--- Begin Data supplied ---
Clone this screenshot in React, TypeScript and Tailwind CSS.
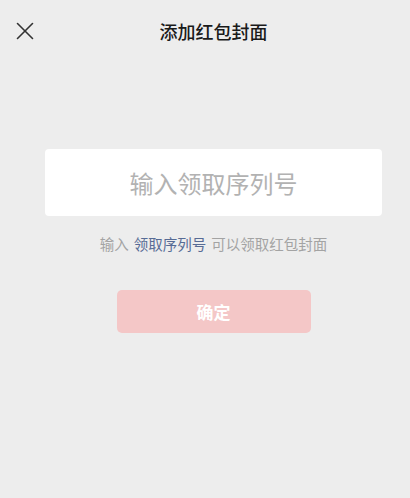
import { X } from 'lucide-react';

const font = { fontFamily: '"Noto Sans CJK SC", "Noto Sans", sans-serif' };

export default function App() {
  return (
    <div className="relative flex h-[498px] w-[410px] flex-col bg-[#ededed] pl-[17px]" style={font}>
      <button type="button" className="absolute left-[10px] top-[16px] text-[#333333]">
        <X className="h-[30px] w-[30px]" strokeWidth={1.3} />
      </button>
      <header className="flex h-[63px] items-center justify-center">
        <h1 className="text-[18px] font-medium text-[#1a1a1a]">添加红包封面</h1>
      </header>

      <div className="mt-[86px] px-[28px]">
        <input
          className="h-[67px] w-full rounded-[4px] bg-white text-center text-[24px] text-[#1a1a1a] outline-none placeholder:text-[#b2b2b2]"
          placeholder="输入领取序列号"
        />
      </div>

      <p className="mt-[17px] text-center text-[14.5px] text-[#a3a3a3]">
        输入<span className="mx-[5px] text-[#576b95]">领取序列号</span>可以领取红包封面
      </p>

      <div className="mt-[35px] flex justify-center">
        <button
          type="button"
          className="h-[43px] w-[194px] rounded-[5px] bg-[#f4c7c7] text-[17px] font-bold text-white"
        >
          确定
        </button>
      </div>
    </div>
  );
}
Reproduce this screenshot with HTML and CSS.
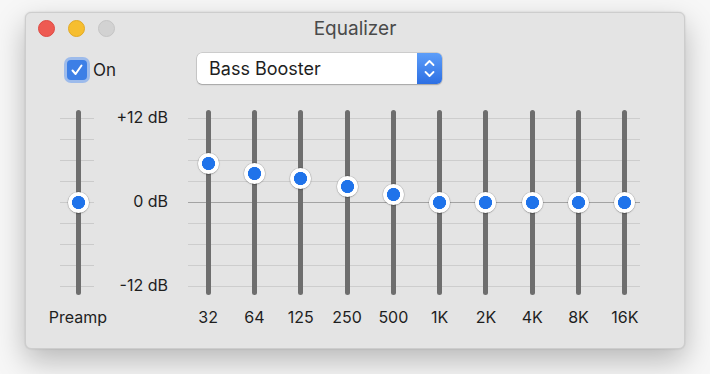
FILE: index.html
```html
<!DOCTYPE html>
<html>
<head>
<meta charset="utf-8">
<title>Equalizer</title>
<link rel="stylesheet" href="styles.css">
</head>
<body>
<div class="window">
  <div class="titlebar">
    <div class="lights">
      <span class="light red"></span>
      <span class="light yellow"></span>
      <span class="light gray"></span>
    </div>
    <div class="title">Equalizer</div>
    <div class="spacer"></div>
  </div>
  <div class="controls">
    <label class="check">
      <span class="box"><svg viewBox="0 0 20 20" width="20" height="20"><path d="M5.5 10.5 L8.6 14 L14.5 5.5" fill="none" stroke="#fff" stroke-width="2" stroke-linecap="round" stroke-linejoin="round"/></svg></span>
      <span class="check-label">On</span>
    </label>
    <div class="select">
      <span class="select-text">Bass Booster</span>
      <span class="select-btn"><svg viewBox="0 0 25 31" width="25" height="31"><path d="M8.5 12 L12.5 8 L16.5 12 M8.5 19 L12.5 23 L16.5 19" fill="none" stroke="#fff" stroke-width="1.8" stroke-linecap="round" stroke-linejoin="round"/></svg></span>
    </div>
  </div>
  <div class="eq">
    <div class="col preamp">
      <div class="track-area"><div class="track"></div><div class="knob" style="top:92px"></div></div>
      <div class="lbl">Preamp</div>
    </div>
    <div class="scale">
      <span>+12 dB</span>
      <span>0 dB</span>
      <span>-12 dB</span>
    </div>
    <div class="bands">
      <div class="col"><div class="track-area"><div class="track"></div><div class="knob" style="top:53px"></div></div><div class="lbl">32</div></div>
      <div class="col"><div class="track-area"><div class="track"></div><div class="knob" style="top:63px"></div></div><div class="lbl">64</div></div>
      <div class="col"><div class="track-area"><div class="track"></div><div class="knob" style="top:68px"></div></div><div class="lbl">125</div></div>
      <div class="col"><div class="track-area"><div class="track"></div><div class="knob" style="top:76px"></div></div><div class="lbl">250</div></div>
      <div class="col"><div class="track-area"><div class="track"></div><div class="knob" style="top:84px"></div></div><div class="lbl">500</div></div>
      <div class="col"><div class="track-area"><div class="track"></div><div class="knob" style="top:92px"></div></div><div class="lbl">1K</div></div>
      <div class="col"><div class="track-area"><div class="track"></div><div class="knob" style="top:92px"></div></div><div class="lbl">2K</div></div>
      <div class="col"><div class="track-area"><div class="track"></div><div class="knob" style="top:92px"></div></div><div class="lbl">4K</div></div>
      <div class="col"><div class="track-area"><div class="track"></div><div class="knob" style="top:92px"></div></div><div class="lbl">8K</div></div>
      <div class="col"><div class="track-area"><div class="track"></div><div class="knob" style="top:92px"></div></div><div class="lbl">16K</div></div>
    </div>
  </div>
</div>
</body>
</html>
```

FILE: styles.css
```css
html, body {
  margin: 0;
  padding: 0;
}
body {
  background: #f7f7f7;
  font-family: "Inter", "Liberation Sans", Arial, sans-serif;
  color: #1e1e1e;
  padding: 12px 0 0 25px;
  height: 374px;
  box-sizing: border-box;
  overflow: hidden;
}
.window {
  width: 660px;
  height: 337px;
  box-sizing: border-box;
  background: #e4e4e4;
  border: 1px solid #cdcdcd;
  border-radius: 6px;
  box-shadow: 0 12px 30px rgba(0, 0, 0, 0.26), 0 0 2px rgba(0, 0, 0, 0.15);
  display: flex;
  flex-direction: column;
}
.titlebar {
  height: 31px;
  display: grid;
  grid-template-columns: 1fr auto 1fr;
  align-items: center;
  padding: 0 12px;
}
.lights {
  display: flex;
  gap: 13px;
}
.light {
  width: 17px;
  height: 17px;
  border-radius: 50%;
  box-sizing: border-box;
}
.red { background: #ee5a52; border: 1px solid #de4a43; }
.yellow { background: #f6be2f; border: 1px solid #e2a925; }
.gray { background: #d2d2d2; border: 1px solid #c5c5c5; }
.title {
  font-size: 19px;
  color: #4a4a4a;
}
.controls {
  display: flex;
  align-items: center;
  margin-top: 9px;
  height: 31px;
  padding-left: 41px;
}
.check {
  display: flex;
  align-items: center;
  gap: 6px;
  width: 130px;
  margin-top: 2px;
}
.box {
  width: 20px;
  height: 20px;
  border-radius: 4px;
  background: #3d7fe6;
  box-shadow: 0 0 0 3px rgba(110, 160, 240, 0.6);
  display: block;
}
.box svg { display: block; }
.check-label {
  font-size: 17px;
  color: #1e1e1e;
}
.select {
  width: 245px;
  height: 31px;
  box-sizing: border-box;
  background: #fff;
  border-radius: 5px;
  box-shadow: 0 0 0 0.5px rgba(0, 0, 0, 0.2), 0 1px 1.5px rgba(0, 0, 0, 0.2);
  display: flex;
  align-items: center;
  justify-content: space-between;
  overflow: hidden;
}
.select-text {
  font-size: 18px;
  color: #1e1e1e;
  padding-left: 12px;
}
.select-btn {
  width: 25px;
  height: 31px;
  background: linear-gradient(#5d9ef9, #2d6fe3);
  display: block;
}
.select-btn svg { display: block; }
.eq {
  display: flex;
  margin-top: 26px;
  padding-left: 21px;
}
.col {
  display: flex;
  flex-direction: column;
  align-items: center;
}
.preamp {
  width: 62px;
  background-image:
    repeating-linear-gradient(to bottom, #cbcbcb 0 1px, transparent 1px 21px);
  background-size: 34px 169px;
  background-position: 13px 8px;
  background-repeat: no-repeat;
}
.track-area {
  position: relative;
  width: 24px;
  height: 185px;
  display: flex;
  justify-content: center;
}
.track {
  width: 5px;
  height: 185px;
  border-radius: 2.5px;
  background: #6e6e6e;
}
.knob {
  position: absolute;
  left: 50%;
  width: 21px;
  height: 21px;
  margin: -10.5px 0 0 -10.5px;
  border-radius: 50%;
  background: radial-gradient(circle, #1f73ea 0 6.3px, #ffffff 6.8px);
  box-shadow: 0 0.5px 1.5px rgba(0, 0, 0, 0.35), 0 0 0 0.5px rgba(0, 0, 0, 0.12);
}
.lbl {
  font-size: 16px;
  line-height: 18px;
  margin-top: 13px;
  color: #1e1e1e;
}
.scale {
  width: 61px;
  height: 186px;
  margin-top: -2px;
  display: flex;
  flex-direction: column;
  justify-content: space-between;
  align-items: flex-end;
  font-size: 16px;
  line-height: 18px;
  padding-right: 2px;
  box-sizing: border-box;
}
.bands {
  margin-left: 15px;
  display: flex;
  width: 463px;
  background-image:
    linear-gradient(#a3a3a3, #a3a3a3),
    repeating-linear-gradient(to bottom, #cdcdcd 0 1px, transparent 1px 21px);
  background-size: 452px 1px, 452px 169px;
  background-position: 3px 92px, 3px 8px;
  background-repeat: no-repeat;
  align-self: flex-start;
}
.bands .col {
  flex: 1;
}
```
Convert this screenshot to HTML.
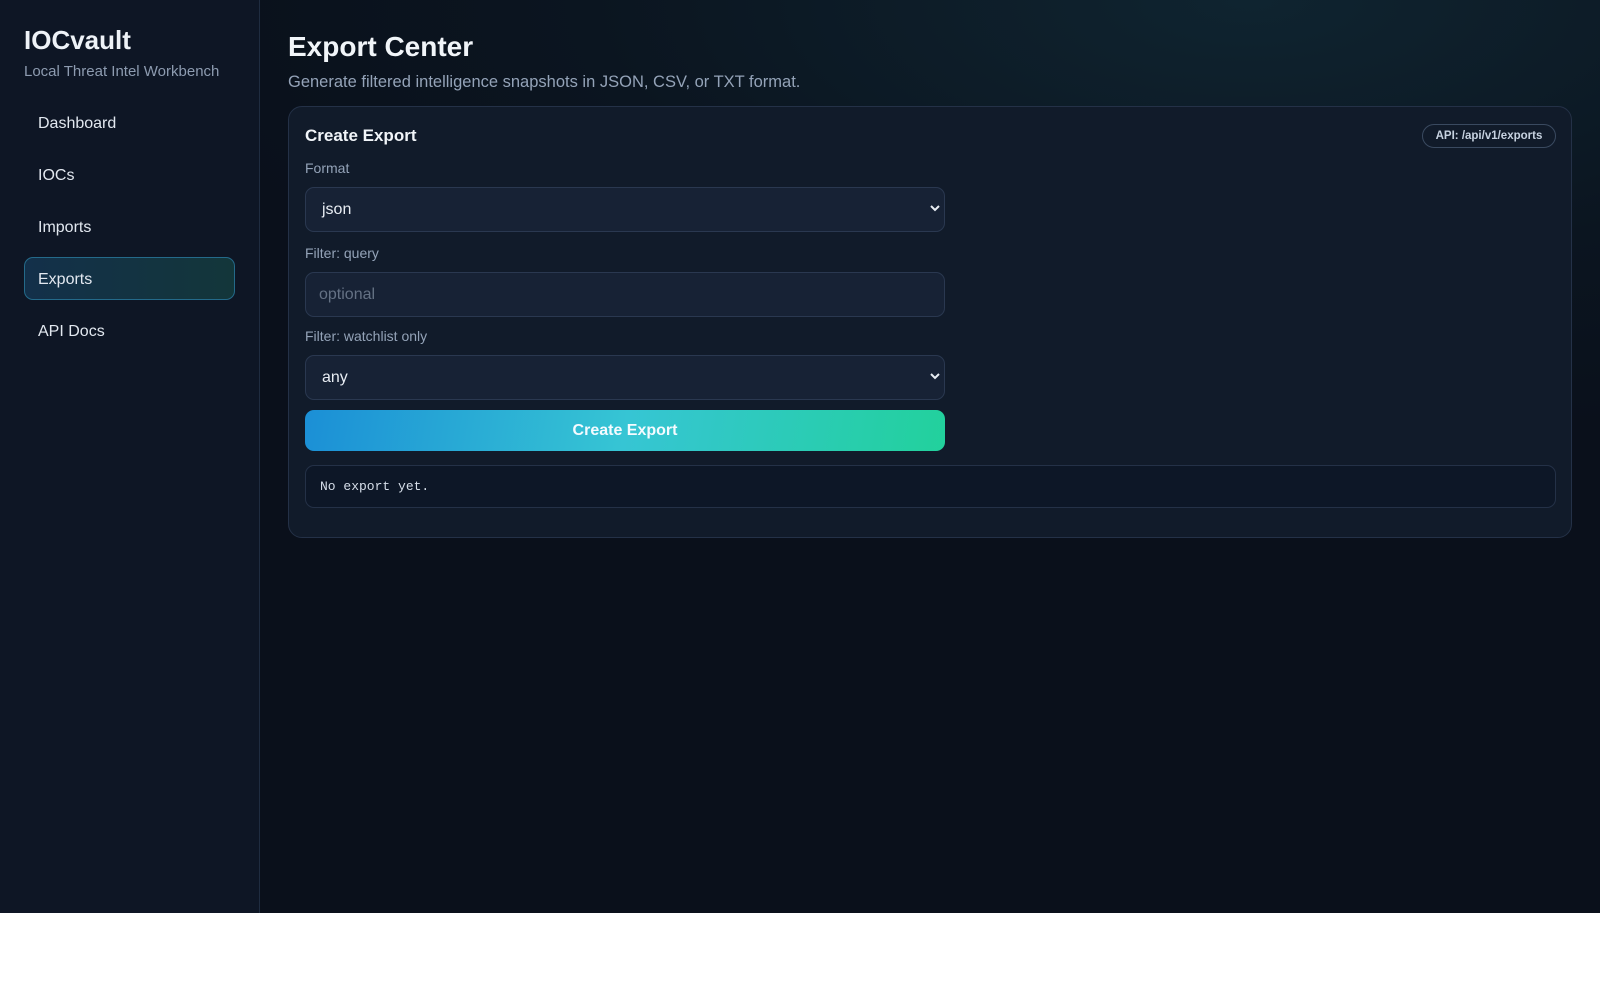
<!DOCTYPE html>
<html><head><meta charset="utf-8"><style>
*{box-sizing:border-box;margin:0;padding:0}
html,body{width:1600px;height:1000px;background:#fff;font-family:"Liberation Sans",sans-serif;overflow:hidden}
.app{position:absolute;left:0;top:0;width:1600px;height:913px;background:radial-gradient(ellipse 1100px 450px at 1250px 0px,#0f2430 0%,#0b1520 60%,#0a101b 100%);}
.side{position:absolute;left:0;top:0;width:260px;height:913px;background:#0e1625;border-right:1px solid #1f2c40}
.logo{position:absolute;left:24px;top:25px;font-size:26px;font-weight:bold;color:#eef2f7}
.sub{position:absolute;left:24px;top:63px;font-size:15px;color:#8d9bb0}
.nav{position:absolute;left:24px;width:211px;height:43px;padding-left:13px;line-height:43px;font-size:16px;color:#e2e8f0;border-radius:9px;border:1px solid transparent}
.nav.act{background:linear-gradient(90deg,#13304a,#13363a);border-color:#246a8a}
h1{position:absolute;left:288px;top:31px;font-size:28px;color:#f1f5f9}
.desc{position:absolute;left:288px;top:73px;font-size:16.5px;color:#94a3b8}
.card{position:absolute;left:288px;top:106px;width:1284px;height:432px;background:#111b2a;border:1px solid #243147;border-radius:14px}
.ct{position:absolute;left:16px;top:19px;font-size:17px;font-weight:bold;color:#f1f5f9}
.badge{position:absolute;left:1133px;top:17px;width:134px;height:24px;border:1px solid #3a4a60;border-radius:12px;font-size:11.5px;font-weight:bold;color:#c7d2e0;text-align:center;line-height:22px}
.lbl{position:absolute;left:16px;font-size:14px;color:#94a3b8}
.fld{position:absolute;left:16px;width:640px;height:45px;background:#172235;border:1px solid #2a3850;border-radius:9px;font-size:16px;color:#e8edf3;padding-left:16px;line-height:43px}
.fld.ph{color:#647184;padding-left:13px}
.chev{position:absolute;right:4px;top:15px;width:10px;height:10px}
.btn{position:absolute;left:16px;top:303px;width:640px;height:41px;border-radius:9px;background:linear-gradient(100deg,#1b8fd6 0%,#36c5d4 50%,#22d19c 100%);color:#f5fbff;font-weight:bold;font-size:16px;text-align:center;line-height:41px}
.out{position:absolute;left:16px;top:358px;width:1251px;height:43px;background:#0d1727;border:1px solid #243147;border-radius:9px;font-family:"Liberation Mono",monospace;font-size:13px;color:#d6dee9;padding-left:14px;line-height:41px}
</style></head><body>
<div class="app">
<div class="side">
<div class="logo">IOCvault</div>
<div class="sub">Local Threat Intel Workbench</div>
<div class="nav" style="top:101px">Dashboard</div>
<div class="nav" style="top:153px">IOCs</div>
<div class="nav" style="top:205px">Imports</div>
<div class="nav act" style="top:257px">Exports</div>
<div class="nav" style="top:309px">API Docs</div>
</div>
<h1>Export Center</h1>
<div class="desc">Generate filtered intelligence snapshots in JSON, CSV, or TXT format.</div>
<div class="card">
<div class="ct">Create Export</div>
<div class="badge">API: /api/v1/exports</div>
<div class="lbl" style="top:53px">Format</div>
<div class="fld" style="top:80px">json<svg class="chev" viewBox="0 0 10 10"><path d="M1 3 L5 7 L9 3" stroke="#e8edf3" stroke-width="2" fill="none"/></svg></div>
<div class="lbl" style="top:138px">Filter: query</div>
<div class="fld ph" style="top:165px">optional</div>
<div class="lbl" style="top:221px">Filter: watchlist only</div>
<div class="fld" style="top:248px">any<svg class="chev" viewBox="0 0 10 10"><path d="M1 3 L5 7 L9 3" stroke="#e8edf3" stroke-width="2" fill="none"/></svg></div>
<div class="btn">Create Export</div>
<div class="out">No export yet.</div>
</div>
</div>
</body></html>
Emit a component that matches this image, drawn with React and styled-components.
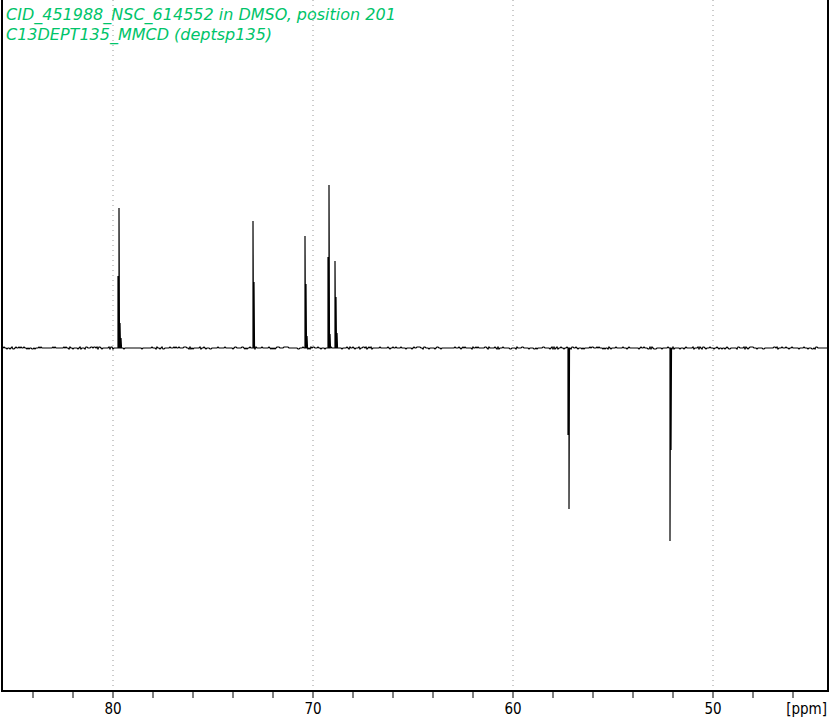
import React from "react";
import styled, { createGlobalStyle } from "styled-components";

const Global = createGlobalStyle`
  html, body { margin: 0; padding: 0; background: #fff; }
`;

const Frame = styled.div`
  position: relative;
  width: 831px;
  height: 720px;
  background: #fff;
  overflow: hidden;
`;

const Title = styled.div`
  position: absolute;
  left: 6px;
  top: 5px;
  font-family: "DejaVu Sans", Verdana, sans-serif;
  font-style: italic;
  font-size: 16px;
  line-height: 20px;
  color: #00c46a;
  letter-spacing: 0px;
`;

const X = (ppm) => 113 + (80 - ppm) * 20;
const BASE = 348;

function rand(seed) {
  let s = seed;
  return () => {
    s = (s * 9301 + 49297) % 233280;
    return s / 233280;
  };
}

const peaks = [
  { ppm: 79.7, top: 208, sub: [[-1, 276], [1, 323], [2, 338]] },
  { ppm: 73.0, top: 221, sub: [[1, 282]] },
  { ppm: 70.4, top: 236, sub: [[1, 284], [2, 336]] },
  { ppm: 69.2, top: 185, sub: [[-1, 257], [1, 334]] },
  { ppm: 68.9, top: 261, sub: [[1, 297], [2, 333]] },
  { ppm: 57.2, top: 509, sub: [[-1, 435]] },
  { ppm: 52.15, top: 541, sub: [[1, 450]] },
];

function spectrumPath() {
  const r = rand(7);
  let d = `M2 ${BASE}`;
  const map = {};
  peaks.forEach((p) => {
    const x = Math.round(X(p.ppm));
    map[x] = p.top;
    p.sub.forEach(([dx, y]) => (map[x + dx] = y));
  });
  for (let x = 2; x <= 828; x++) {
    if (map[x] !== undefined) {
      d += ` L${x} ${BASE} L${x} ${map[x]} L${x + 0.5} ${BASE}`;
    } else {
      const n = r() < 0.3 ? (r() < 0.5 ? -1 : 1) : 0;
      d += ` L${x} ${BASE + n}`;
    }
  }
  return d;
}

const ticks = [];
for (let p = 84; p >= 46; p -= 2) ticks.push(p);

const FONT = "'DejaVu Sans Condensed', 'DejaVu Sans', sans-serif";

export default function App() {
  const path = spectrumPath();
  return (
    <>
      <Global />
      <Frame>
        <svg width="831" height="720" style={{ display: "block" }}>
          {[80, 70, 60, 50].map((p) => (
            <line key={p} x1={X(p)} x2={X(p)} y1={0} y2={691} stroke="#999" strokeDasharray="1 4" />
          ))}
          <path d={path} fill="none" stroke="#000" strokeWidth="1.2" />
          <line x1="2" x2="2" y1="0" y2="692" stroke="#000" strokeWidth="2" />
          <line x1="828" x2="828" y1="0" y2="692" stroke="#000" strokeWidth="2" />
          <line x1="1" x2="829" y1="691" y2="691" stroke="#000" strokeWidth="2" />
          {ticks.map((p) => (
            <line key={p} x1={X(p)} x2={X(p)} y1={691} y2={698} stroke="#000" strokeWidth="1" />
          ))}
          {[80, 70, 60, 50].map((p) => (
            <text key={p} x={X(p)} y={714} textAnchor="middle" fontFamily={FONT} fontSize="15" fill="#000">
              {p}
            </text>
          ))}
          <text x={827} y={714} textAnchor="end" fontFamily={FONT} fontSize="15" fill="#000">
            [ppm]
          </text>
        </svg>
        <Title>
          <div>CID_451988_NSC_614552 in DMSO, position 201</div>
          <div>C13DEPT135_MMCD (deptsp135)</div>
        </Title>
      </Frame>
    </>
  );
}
--- End Data supplied ---
#### [Exercise goal]
In the lines above, find each one with "screenshot" and list it.

#### [Answer to this problem]
Clone this screenshot in React, TypeScript and Tailwind CSS.
Reproduce this screenshot with HTML and CSS.
Convert this screenshot to HTML.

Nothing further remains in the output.